Your wife is allowing men online to meet emotional needs that only you should be fulfilling. Fantasy is so much more fun than reality because there are no bills to pay, children to raise, or boring jobs to deal with.

She is disconnecting from you, and you need to take action now to save your marriage. Start spending time together doing things you both enjoy. Pay attention to her; express affection in a way she can appreciate.

As far as your original question, yes, mature love is different from the giddy initial dopamine rush of new love. Mature love is much deeper. It is like a sapling versus an oak tree. In mature love you do not think about your partner constantly, but you have the confidence and security of years of solving problems together, family history, and memories of good times together.

I will take mature love any day of the week. I can see straight through my husband, and I like the view. I love that I know him inside and out, that I know how to please him, that we have built a life together. I treasure the deep, soul satisfying love that I feel for my husband over the giddy high school kind of crush that I felt when I was young.


----------



## sigma1299

As much as I hate to see a thread posted in Success in Marriage derailed you need to listen to Amplexor and Lovesherman.
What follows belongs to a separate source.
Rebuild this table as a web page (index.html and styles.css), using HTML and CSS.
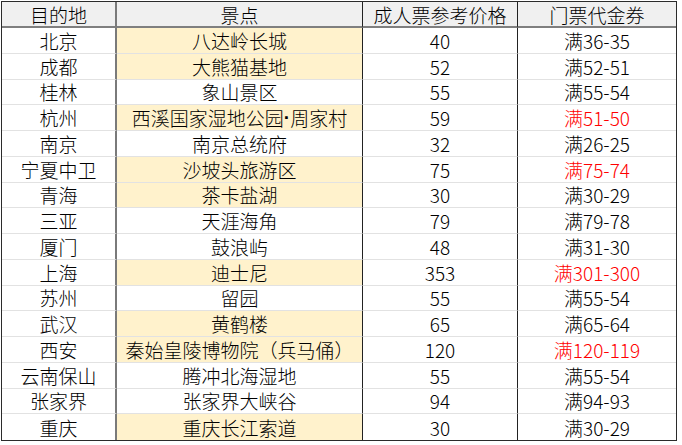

I had an online EA, they can progress with astounding speed. Mine was with an old flame which accelerates things but mine went from hello to a full on EA in two weeks. Not saying that's where your wife is but your wife's online male friends need your immediate attention. 

Best of Luck.


----------



## ForlornHubby

Amplexor said:


> Without action the relationship will erode into resentment and a complete disconnect. What are the issues other than you don't enjoy the same kind of poetry?


Sadly, this poetry thing isn't the only "problem". Our relationship has always been bumpy as you can read on my other thread here.

I'll move my further comments to that other thread so, everyone, *feel free to comment there rather than here* to not let this upbeat forum be tainted by such a downer subject.


----------